SHORT PROBLEM -
Look through the data below and say how many of its lines contain "image", adding nothing else.
═══ DATA ENTRIES
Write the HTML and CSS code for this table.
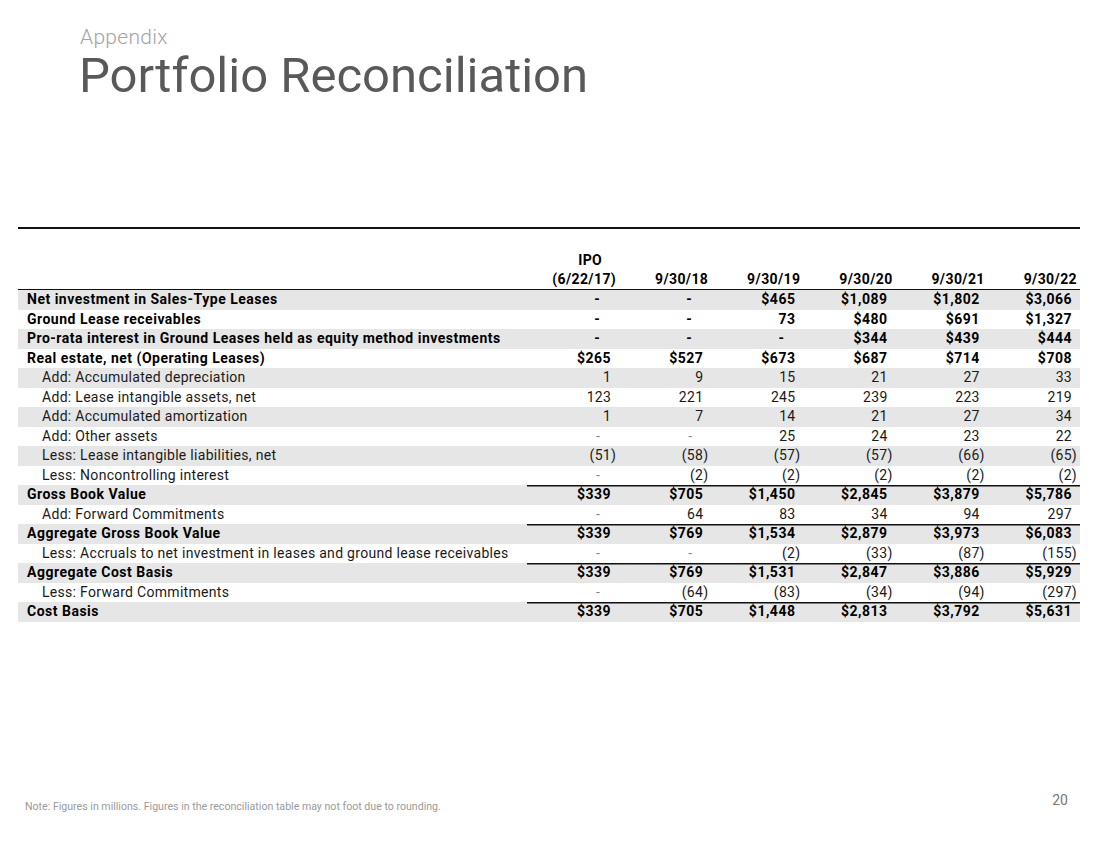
══════
═══ DATA ENTRIES
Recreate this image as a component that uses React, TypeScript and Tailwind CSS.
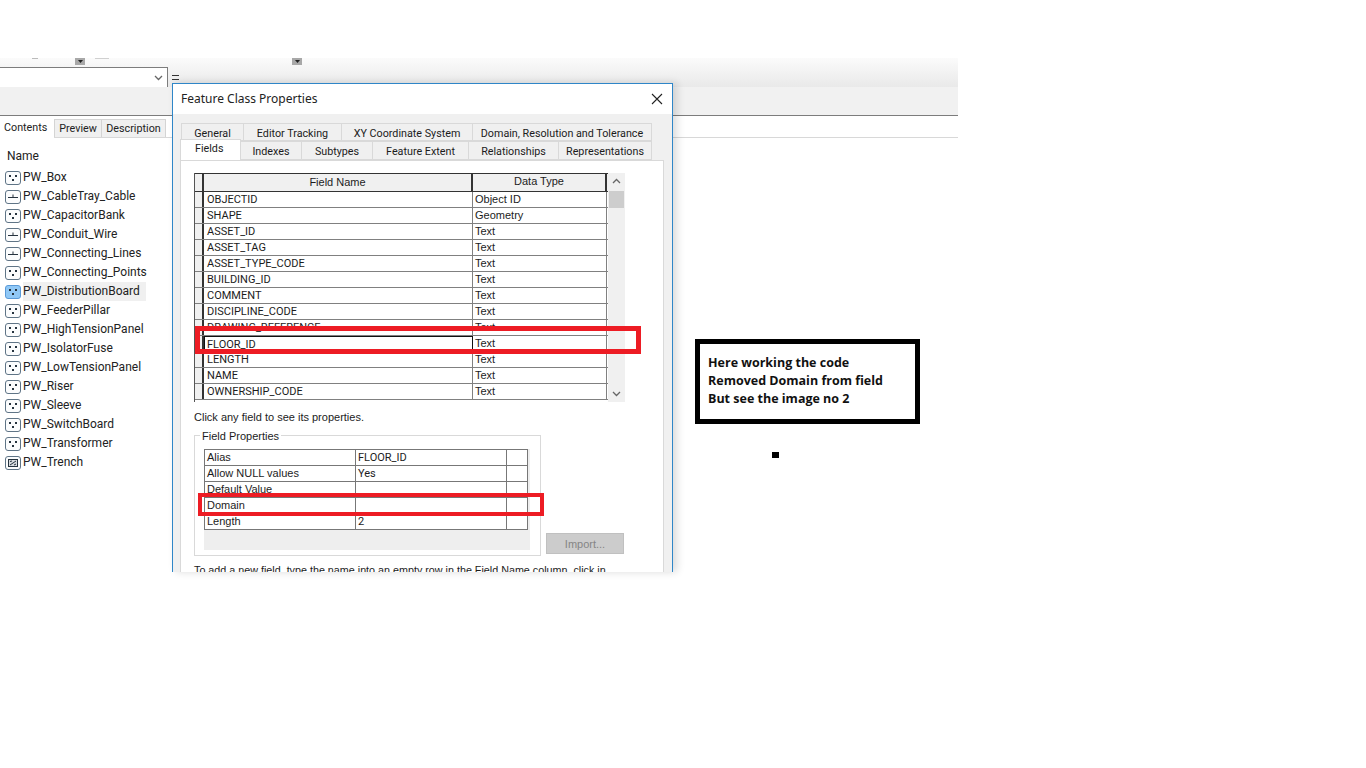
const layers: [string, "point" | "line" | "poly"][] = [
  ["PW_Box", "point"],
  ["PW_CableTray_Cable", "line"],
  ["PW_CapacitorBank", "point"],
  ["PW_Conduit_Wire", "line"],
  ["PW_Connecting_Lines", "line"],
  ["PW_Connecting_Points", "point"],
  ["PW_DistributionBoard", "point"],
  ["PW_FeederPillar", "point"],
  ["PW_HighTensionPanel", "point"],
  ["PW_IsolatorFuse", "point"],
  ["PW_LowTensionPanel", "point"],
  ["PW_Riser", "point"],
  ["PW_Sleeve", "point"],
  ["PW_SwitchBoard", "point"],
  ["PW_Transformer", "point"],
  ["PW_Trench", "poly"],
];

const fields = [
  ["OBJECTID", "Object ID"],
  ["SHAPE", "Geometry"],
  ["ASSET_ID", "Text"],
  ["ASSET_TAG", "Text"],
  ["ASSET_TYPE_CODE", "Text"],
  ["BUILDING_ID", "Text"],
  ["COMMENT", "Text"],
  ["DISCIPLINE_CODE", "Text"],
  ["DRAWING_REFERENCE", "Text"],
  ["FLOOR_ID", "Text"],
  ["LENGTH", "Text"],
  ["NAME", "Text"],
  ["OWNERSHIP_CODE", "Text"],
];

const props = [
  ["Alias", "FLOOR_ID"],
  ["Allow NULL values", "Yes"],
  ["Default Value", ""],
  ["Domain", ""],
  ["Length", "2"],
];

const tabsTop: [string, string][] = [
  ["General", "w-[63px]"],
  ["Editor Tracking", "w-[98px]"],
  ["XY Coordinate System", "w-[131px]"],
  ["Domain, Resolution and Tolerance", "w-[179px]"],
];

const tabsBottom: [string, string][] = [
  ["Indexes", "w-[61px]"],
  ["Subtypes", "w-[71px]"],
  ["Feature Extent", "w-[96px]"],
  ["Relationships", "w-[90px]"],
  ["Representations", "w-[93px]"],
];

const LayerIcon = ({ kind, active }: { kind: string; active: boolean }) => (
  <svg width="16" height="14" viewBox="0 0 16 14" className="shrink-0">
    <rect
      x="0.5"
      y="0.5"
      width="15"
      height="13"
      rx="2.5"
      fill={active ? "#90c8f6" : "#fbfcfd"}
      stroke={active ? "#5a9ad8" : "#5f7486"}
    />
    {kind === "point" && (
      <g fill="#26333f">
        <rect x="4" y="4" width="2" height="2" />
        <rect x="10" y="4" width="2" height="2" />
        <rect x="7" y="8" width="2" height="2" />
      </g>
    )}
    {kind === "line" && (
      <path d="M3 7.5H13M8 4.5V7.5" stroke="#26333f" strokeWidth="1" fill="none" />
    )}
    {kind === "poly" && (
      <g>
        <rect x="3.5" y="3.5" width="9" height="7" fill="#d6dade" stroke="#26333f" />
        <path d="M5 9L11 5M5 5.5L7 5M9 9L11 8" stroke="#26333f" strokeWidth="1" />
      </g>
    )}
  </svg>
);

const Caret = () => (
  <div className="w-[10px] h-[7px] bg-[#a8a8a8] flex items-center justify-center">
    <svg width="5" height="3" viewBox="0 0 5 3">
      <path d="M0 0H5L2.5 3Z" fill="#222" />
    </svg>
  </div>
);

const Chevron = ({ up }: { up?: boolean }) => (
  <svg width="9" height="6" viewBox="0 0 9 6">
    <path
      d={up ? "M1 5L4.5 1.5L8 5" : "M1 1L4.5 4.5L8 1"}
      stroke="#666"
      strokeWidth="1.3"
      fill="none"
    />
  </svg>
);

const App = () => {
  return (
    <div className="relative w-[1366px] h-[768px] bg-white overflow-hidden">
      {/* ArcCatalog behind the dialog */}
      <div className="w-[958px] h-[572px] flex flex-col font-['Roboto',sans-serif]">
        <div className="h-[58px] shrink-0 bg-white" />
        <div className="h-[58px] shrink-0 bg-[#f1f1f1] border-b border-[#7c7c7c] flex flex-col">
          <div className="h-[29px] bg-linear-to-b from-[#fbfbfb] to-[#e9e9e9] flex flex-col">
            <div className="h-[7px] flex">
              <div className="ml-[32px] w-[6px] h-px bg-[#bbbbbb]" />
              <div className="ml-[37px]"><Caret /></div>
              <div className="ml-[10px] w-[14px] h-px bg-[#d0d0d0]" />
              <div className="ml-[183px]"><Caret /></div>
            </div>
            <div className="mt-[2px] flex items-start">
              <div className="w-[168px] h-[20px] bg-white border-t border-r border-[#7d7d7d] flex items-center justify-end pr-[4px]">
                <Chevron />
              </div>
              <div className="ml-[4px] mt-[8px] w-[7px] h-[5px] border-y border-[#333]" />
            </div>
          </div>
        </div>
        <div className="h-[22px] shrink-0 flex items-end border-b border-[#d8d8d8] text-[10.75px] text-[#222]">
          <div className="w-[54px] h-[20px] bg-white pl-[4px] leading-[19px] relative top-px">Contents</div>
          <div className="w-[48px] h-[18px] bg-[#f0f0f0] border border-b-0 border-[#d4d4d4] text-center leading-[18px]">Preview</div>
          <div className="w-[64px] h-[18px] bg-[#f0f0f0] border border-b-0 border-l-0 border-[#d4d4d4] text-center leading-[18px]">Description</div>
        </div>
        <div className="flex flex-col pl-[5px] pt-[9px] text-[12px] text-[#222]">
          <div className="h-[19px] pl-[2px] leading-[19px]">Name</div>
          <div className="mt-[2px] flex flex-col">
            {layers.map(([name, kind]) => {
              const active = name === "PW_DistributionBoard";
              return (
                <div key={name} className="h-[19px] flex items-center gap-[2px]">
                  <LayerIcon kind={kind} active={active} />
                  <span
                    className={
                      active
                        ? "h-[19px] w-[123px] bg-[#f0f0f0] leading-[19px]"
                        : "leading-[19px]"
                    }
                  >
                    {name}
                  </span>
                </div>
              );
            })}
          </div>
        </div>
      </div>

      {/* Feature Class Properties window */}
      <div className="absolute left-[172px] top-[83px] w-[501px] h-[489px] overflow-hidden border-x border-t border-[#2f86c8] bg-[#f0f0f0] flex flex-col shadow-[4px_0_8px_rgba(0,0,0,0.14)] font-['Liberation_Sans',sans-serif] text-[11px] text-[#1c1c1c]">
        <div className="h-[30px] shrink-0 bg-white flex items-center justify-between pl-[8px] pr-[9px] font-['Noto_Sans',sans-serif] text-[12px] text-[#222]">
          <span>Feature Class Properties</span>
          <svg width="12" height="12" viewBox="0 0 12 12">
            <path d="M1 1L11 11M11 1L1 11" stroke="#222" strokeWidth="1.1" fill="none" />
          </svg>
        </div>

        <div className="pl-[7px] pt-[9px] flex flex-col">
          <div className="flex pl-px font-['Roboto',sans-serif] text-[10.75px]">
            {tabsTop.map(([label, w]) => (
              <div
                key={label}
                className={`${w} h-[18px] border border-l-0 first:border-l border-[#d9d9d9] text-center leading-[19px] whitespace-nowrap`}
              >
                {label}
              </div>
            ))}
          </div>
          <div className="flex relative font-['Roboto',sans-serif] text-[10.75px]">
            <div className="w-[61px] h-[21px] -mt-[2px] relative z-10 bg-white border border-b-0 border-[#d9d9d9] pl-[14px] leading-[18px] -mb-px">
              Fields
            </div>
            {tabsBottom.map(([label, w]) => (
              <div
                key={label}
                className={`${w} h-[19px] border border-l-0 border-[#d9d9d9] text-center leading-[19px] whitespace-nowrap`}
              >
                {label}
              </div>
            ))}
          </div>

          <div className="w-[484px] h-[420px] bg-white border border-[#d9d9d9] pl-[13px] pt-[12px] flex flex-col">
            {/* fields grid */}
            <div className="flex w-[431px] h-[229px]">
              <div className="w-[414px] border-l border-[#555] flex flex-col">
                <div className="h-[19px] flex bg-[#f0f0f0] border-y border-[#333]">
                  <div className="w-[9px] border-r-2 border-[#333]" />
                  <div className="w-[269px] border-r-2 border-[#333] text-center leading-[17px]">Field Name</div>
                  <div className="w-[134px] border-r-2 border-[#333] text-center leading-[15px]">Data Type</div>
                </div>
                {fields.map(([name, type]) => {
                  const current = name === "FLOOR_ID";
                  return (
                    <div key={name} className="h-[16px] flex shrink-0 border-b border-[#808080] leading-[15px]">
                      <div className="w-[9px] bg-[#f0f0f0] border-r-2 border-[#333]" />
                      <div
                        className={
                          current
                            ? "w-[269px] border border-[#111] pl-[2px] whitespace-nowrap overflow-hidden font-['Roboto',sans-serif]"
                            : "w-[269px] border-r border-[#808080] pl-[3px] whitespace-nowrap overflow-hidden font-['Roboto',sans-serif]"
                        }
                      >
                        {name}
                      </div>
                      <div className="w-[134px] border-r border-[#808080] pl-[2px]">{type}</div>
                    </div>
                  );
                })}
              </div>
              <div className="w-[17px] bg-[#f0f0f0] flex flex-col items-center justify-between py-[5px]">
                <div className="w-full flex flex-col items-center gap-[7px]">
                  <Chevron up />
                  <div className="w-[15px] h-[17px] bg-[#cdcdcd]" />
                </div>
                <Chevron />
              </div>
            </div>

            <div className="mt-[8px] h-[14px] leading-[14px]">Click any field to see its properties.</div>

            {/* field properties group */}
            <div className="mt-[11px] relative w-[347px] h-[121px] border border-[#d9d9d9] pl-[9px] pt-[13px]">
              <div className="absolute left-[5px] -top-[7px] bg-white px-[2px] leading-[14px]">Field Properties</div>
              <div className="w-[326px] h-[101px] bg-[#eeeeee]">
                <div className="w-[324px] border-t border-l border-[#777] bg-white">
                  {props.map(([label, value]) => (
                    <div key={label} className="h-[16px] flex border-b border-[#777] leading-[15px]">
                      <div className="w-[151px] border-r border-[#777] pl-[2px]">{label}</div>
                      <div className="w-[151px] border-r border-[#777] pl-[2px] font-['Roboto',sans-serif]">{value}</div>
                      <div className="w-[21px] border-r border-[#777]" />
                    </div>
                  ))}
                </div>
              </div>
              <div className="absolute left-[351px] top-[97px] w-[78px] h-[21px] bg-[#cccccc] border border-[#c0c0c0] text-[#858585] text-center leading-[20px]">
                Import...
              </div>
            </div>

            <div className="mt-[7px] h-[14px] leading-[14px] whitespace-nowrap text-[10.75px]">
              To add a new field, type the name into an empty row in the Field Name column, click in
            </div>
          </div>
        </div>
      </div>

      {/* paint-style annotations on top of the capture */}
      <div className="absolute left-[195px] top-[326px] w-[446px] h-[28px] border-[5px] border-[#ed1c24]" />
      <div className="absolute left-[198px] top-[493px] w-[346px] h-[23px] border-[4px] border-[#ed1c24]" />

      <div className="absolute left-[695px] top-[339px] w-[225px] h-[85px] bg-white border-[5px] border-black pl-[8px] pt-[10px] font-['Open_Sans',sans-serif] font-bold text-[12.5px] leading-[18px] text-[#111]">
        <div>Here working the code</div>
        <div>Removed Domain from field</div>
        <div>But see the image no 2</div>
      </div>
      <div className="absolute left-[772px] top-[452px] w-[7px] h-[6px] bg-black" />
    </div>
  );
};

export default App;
══════
THE RESPONSE -
2